(Problem requirements): Copy out, from the entries below, each line holding the string "index".

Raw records
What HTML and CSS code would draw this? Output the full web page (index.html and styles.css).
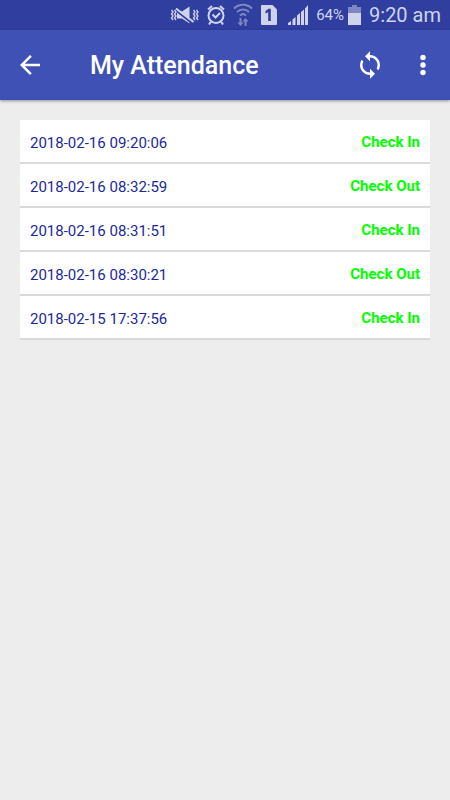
FILE: index.html
```html
<!DOCTYPE html>
<html lang="en">
<head>
  <meta charset="UTF-8" />
  <meta name="viewport" content="width=device-width, initial-scale=1.0"/>
  <title>My Attendance</title>
  <link rel="stylesheet" href="styles.css">
</head>
<body>

  <div class="status-bar">
    <!-- vibrate / muted -->
    <svg class="icon" width="29" height="20" viewBox="0 0 29 20" fill="none" stroke="currentColor">
      <path d="M7 6.500h5l7.500-5v17l-7.500-5H7z" fill="currentColor" stroke="none"/>
      <path d="M6 5.500L22.500 18.500" stroke="#303f9f" stroke-width="2"/>
      <path d="M6 3.500L23.500 17" stroke-width="2"/>
      <path d="M1.500 5l1.500 2-1.500 2 1.500 2-1.500 2 1.500 2M4.500 5l1.500 2-1.500 2 1.500 2-1.500 2 1.500 2M23.500 5l1.500 2-1.500 2 1.500 2-1.500 2 1.500 2M26.500 5l1.500 2-1.500 2 1.500 2-1.500 2 1.500 2" stroke-width="1.300"/>
    </svg>
    <!-- alarm -->
    <svg class="icon" width="18" height="20" viewBox="0 0 18 20" fill="none" stroke="currentColor" stroke-width="2">
      <circle cx="9" cy="10.500" r="7.500"/>
      <path d="M5.500 9.500l3 3 4.500-4.500"/>
      <path d="M1 4.500l4-3.500M17 4.500l-4-3.500M4 16.500l-2 3M14 16.500l2 3"/>
    </svg>
    <!-- wifi with traffic arrows -->
    <svg class="icon dim" width="20" height="24" viewBox="0 0 20 24" fill="none" stroke="currentColor" stroke-width="2">
      <path d="M1 5.500a12.500 12.500 0 0 1 18 0M4 9a8.500 8.500 0 0 1 12 0M7 12.500a4.500 4.500 0 0 1 6 0"/>
      <path d="M7.500 15v6M12.500 23v-6"/>
      <path d="M4.500 19.500h6l-3 3.500zM9.500 18.500h6l-3-3.500z" fill="currentColor" stroke="none"/>
    </svg>
    <!-- sim 1 -->
    <svg class="icon" width="16" height="20" viewBox="0 0 16 20">
      <path d="M1 0h10.500L16 4.500V19a1 1 0 0 1-1 1H1a1 1 0 0 1-1-1V1a1 1 0 0 1 1-1z" fill="currentColor"/>
      <path d="M4.500 6l3-2.200h2.300V16H7.200V7.200L4.500 8.500z" fill="#303f9f"/>
    </svg>
    <!-- signal -->
    <svg class="icon signal" width="20" height="20" viewBox="0 0 20 20" fill="currentColor">
      <path d="M0 20v-2l3-2V20zM4.500 20v-5.500l3-2.500V20zM9 20v-9.500l3-2.500v12zM13 20V7l3-2.500V20zM17 20V3.500L20 0v20z"/>
    </svg>
    <span class="percent">64%</span>
    <!-- battery -->
    <svg class="icon battery" width="13" height="20" viewBox="0 0 13 20">
      <path d="M4 0h5v2h4v6H0V2h4z" fill="#7d87c4"/>
      <path d="M0 8h13v12H0z" fill="currentColor"/>
    </svg>
    <span class="clock">9:20 am</span>
  </div>

  <header class="app-bar">
    <button class="icon-button back" aria-label="Back">
      <svg width="20" height="20" viewBox="4 4 16 16" fill="currentColor">
        <path d="M20 11H7.830l5.590-5.590L12 4l-8 8 8 8 1.410-1.410L7.830 13H20v-2z"/>
      </svg>
    </button>
    <h1>My Attendance</h1>
    <button class="icon-button" aria-label="Refresh">
      <svg width="30" height="30" viewBox="0 0 24 24" fill="currentColor">
        <path d="M12 4V1L8 5l4 4V6c3.310 0 6 2.690 6 6 0 1.010-.25 1.970-.7 2.800l1.460 1.460A7.930 7.930 0 0 0 20 12c0-4.420-3.580-8-8-8zm0 14c-3.310 0-6-2.690-6-6 0-1.010.25-1.970.7-2.800L5.240 7.740A7.930 7.930 0 0 0 4 12c0 4.420 3.580 8 8 8v3l4-4-4-4v3z"/>
      </svg>
    </button>
    <button class="icon-button more" aria-label="More options">
      <svg width="6" height="22" viewBox="0 0 6 22" fill="currentColor">
        <circle cx="3" cy="3.500" r="2.700"/>
        <circle cx="3" cy="11" r="2.700"/>
        <circle cx="3" cy="18.500" r="2.700"/>
      </svg>
    </button>
  </header>

  <main>
    <ul class="attendance">
      <li><time>2018-02-16 09:20:06</time><span class="type">Check In</span></li>
      <li><time>2018-02-16 08:32:59</time><span class="type">Check Out</span></li>
      <li><time>2018-02-16 08:31:51</time><span class="type">Check In</span></li>
      <li><time>2018-02-16 08:30:21</time><span class="type">Check Out</span></li>
      <li><time>2018-02-15 17:37:56</time><span class="type">Check In</span></li>
    </ul>
  </main>

</body>
</html>
```
FILE: styles.css
```css
body {
  margin: 0;
  font-family: Roboto, sans-serif;
  background-color: #ededed;
}
.status-bar {
  display: flex;
  align-items: center;
  justify-content: flex-end;
  gap: 8px;
  height: 30px;
  padding: 0 9px;
  background-color: #303f9f;
  color: #cfd3ec;
}
.icon {
  flex: none;
}
.dim {
  color: #7d87c4;
}
.signal {
  margin-left: 3px;
}
.percent {
  font-size: 15px;
}
.battery {
  margin-left: -4px;
}
.clock {
  font-size: 20px;
}
.app-bar {
  display: flex;
  align-items: center;
  height: 70px;
  padding: 0 10px;
  background-color: #3f51b5;
  box-shadow: 0 1px 3px rgba(0, 0, 0, 0.4);
  color: #fff;
}
.app-bar h1 {
  flex: 1;
  margin: 0 0 0 40px;
  font-size: 25px;
  font-weight: 500;
}
.icon-button {
  display: flex;
  align-items: center;
  justify-content: center;
  width: 40px;
  height: 40px;
  padding: 0;
  border: none;
  background: none;
  color: inherit;
  cursor: pointer;
}
.more {
  width: 35px;
  margin-left: 15px;
}
main {
  padding: 20px;
}
.attendance {
  margin: 0;
  padding: 0;
  list-style: none;
}
.attendance li {
  display: flex;
  justify-content: space-between;
  padding: 12px 10px 9px;
  border-bottom: 2px solid #dadada;
  background-color: #fff;
  font-size: 15px;
  line-height: 20px;
}
.attendance time {
  padding-top: 1px;
  color: #1a2a9c;
}
.type {
  color: #0f0;
  font-weight: bold;
}
```
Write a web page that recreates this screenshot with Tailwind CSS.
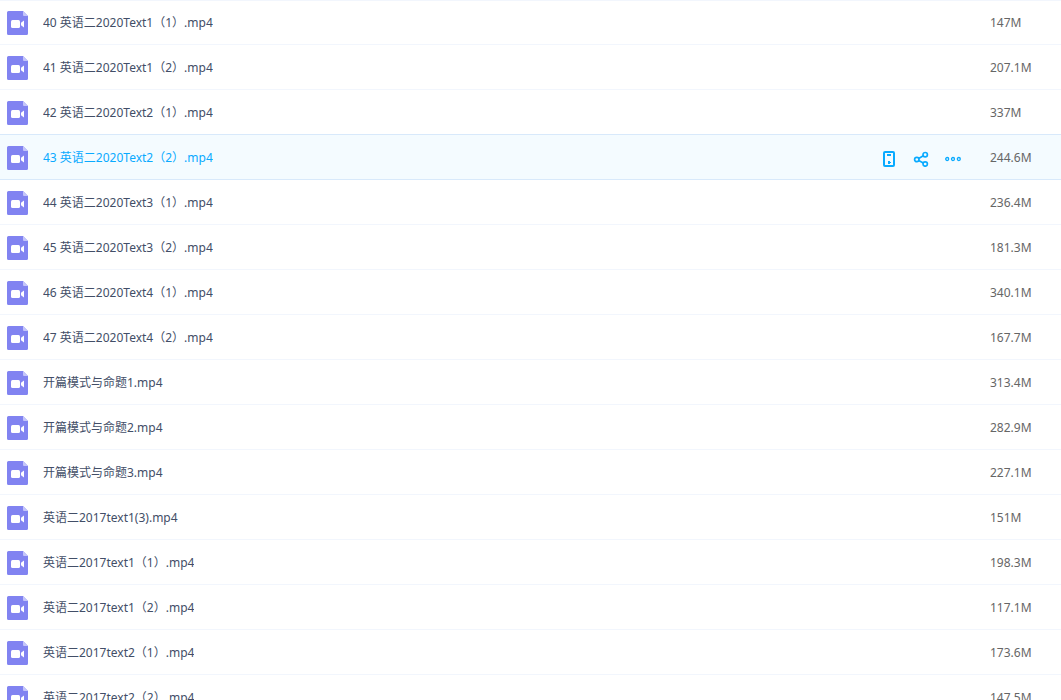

(The output):
What HTML and CSS code would draw this? Output the full web page (index.html and styles.css).
FILE: index.html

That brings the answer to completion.